** Begin Exercise material **

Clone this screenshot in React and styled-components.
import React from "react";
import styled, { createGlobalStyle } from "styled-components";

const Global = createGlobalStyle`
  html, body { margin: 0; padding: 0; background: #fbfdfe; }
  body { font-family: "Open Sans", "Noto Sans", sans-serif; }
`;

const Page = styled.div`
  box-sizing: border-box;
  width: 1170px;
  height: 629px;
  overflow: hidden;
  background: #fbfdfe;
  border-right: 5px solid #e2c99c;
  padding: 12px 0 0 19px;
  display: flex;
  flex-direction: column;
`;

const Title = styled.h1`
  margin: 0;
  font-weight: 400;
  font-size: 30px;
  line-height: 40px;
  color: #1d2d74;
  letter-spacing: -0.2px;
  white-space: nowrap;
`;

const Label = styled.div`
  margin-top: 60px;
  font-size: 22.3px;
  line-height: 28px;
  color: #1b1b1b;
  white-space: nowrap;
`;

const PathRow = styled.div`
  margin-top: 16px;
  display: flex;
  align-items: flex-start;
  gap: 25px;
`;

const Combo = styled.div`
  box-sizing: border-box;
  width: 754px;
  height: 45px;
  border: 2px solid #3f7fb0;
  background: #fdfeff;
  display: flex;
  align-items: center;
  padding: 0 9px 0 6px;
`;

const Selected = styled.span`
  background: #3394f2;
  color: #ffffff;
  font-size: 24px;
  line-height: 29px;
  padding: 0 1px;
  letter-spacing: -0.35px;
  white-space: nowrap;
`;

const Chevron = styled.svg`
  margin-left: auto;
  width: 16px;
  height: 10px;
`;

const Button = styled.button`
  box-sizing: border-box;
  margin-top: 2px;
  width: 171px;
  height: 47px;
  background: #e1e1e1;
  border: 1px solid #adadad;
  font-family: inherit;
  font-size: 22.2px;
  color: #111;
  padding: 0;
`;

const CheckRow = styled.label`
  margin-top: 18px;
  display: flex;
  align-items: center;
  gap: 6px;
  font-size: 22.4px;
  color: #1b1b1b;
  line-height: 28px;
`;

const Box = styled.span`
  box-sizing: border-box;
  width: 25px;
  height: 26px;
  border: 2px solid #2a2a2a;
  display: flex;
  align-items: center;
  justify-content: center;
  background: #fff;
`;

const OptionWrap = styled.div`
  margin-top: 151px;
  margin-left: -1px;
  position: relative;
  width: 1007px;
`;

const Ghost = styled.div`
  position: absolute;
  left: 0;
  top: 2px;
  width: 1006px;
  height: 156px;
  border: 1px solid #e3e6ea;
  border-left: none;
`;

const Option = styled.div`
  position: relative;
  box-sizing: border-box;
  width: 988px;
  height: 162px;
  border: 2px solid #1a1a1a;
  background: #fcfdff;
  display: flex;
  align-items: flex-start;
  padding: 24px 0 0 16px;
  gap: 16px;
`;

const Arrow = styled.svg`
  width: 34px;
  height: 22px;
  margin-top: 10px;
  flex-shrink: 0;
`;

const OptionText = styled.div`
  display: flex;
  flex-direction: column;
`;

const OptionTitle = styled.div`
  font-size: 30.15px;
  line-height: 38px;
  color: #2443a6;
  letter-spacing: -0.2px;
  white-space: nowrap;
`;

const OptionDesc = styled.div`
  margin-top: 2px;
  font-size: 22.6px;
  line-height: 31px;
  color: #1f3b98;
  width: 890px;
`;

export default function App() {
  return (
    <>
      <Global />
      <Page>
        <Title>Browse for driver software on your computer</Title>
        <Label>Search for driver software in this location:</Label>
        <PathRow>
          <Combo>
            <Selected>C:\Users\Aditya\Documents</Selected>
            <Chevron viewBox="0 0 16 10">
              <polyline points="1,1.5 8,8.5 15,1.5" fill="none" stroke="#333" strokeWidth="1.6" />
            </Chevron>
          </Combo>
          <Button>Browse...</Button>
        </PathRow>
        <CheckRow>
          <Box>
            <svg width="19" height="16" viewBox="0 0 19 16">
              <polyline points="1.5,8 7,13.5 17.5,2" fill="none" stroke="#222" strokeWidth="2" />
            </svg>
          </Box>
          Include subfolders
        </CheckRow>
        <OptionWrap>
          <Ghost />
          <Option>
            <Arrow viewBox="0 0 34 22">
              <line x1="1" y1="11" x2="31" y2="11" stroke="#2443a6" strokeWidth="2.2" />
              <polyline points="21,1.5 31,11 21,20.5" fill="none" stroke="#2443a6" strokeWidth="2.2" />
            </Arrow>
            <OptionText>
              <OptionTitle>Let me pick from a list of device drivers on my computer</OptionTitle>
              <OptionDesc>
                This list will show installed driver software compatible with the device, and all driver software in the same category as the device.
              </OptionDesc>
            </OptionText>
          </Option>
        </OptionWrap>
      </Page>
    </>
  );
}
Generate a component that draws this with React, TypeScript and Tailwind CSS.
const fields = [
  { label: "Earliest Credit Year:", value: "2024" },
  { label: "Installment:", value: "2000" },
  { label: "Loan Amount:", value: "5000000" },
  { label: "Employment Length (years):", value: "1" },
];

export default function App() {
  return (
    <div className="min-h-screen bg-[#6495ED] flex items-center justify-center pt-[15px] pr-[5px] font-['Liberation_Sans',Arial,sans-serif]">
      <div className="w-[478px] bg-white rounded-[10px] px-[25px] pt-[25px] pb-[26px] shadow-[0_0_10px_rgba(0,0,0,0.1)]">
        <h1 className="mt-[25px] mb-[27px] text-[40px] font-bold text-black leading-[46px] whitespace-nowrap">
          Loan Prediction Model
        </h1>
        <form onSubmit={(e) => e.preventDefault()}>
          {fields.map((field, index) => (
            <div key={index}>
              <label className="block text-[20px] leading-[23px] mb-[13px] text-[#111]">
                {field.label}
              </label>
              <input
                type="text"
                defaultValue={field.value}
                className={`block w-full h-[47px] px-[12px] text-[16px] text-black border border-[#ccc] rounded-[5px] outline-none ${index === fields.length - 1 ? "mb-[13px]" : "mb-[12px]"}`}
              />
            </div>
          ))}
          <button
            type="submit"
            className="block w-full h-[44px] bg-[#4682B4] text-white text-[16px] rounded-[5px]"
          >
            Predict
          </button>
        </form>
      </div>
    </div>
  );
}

** End Exercise material **

#### Your goal
Copy all the records above precisely.

#### Answer for this exercise
Clone this screenshot in React and styled-components.
import React from "react";
import styled, { createGlobalStyle } from "styled-components";

const Global = createGlobalStyle`
  html, body { margin: 0; padding: 0; background: #fbfdfe; }
  body { font-family: "Open Sans", "Noto Sans", sans-serif; }
`;

const Page = styled.div`
  box-sizing: border-box;
  width: 1170px;
  height: 629px;
  overflow: hidden;
  background: #fbfdfe;
  border-right: 5px solid #e2c99c;
  padding: 12px 0 0 19px;
  display: flex;
  flex-direction: column;
`;

const Title = styled.h1`
  margin: 0;
  font-weight: 400;
  font-size: 30px;
  line-height: 40px;
  color: #1d2d74;
  letter-spacing: -0.2px;
  white-space: nowrap;
`;

const Label = styled.div`
  margin-top: 60px;
  font-size: 22.3px;
  line-height: 28px;
  color: #1b1b1b;
  white-space: nowrap;
`;

const PathRow = styled.div`
  margin-top: 16px;
  display: flex;
  align-items: flex-start;
  gap: 25px;
`;

const Combo = styled.div`
  box-sizing: border-box;
  width: 754px;
  height: 45px;
  border: 2px solid #3f7fb0;
  background: #fdfeff;
  display: flex;
  align-items: center;
  padding: 0 9px 0 6px;
`;

const Selected = styled.span`
  background: #3394f2;
  color: #ffffff;
  font-size: 24px;
  line-height: 29px;
  padding: 0 1px;
  letter-spacing: -0.35px;
  white-space: nowrap;
`;

const Chevron = styled.svg`
  margin-left: auto;
  width: 16px;
  height: 10px;
`;

const Button = styled.button`
  box-sizing: border-box;
  margin-top: 2px;
  width: 171px;
  height: 47px;
  background: #e1e1e1;
  border: 1px solid #adadad;
  font-family: inherit;
  font-size: 22.2px;
  color: #111;
  padding: 0;
`;

const CheckRow = styled.label`
  margin-top: 18px;
  display: flex;
  align-items: center;
  gap: 6px;
  font-size: 22.4px;
  color: #1b1b1b;
  line-height: 28px;
`;

const Box = styled.span`
  box-sizing: border-box;
  width: 25px;
  height: 26px;
  border: 2px solid #2a2a2a;
  display: flex;
  align-items: center;
  justify-content: center;
  background: #fff;
`;

const OptionWrap = styled.div`
  margin-top: 151px;
  margin-left: -1px;
  position: relative;
  width: 1007px;
`;

const Ghost = styled.div`
  position: absolute;
  left: 0;
  top: 2px;
  width: 1006px;
  height: 156px;
  border: 1px solid #e3e6ea;
  border-left: none;
`;

const Option = styled.div`
  position: relative;
  box-sizing: border-box;
  width: 988px;
  height: 162px;
  border: 2px solid #1a1a1a;
  background: #fcfdff;
  display: flex;
  align-items: flex-start;
  padding: 24px 0 0 16px;
  gap: 16px;
`;

const Arrow = styled.svg`
  width: 34px;
  height: 22px;
  margin-top: 10px;
  flex-shrink: 0;
`;

const OptionText = styled.div`
  display: flex;
  flex-direction: column;
`;

const OptionTitle = styled.div`
  font-size: 30.15px;
  line-height: 38px;
  color: #2443a6;
  letter-spacing: -0.2px;
  white-space: nowrap;
`;

const OptionDesc = styled.div`
  margin-top: 2px;
  font-size: 22.6px;
  line-height: 31px;
  color: #1f3b98;
  width: 890px;
`;

export default function App() {
  return (
    <>
      <Global />
      <Page>
        <Title>Browse for driver software on your computer</Title>
        <Label>Search for driver software in this location:</Label>
        <PathRow>
          <Combo>
            <Selected>C:\Users\Aditya\Documents</Selected>
            <Chevron viewBox="0 0 16 10">
              <polyline points="1,1.5 8,8.5 15,1.5" fill="none" stroke="#333" strokeWidth="1.6" />
            </Chevron>
          </Combo>
          <Button>Browse...</Button>
        </PathRow>
        <CheckRow>
          <Box>
            <svg width="19" height="16" viewBox="0 0 19 16">
              <polyline points="1.5,8 7,13.5 17.5,2" fill="none" stroke="#222" strokeWidth="2" />
            </svg>
          </Box>
          Include subfolders
        </CheckRow>
        <OptionWrap>
          <Ghost />
          <Option>
            <Arrow viewBox="0 0 34 22">
              <line x1="1" y1="11" x2="31" y2="11" stroke="#2443a6" strokeWidth="2.2" />
              <polyline points="21,1.5 31,11 21,20.5" fill="none" stroke="#2443a6" strokeWidth="2.2" />
            </Arrow>
            <OptionText>
              <OptionTitle>Let me pick from a list of device drivers on my computer</OptionTitle>
              <OptionDesc>
                This list will show installed driver software compatible with the device, and all driver software in the same category as the device.
              </OptionDesc>
            </OptionText>
          </Option>
        </OptionWrap>
      </Page>
    </>
  );
}
Generate a component that draws this with React, TypeScript and Tailwind CSS.
const fields = [
  { label: "Earliest Credit Year:", value: "2024" },
  { label: "Installment:", value: "2000" },
  { label: "Loan Amount:", value: "5000000" },
  { label: "Employment Length (years):", value: "1" },
];

export default function App() {
  return (
    <div className="min-h-screen bg-[#6495ED] flex items-center justify-center pt-[15px] pr-[5px] font-['Liberation_Sans',Arial,sans-serif]">
      <div className="w-[478px] bg-white rounded-[10px] px-[25px] pt-[25px] pb-[26px] shadow-[0_0_10px_rgba(0,0,0,0.1)]">
        <h1 className="mt-[25px] mb-[27px] text-[40px] font-bold text-black leading-[46px] whitespace-nowrap">
          Loan Prediction Model
        </h1>
        <form onSubmit={(e) => e.preventDefault()}>
          {fields.map((field, index) => (
            <div key={index}>
              <label className="block text-[20px] leading-[23px] mb-[13px] text-[#111]">
                {field.label}
              </label>
              <input
                type="text"
                defaultValue={field.value}
                className={`block w-full h-[47px] px-[12px] text-[16px] text-black border border-[#ccc] rounded-[5px] outline-none ${index === fields.length - 1 ? "mb-[13px]" : "mb-[12px]"}`}
              />
            </div>
          ))}
          <button
            type="submit"
            className="block w-full h-[44px] bg-[#4682B4] text-white text-[16px] rounded-[5px]"
          >
            Predict
          </button>
        </form>
      </div>
    </div>
  );
}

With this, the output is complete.